China's big tipping point

Renewables are cheaper than coal-fired electricity in the US and Germany. In China, the cost of electricity from large-scale solar, on the other hand, is still higher than its cost from coal power stations.  But the costs of solar and wind are falling steadily, which means that by 2021, solar will also be cheaper than coal in China too. (China produces 1/3rd of global CO2 emissions)

Source
BNEF is one of the leaders in the economics of renewables.  Even they confess to being surprised at how fast the costs of renewables are falling:

Solar power, once so costly it only made economic sense in spaceships, is becoming cheap enough that it will push coal and even natural-gas plants out of business faster than previously forecast. 
The scenario suggests green energy is taking root more quickly than most experts anticipate. It would mean that global carbon dioxide pollution from fossil fuels may decline after 2026, a contrast with the International Energy Agency’s central forecast, which sees emissions rising steadily for decades to come.  
“Costs of new energy technologies are falling in a way that it’s more a matter of when than if,” said Seb Henbest, a researcher at BNEF in London and lead author of the report. 
Electricity from photovoltaic panels costs almost a quarter of what it did in 2009 and is likely to fall another 66 percent by 2040. Onshore wind, which has dropped 30 percent in price in the past eight years, will fall another 47 percent by the end of BNEF’s forecast horizon. 
“These tipping points are all happening earlier and we just can’t deny that this technology is getting cheaper than we previously thought,” said Henbest.
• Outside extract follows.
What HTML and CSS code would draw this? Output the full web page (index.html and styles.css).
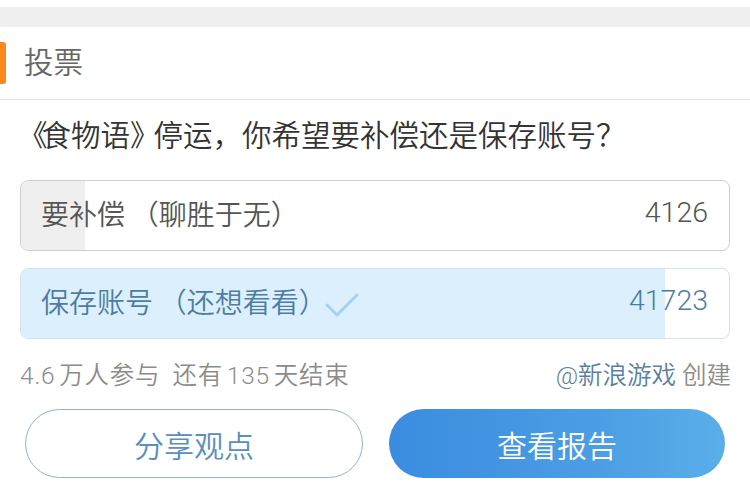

[Source: Bloomberg New Energy Finance.  Read more here]

Even though BNEF are more optimistic than BP, the IEA and the other old-energy experts, who keep on forecasting too slow a decline in the costs of renewables, I don't think they're actually optimistic enough.  By 2040 I expect much more than 34% of the world's electricity to come from renewables.  I expect global CO2 emissions may already have peaked, and although they won't fall rapidly over the next three or four years, the rate of decline will inexorably accelerate.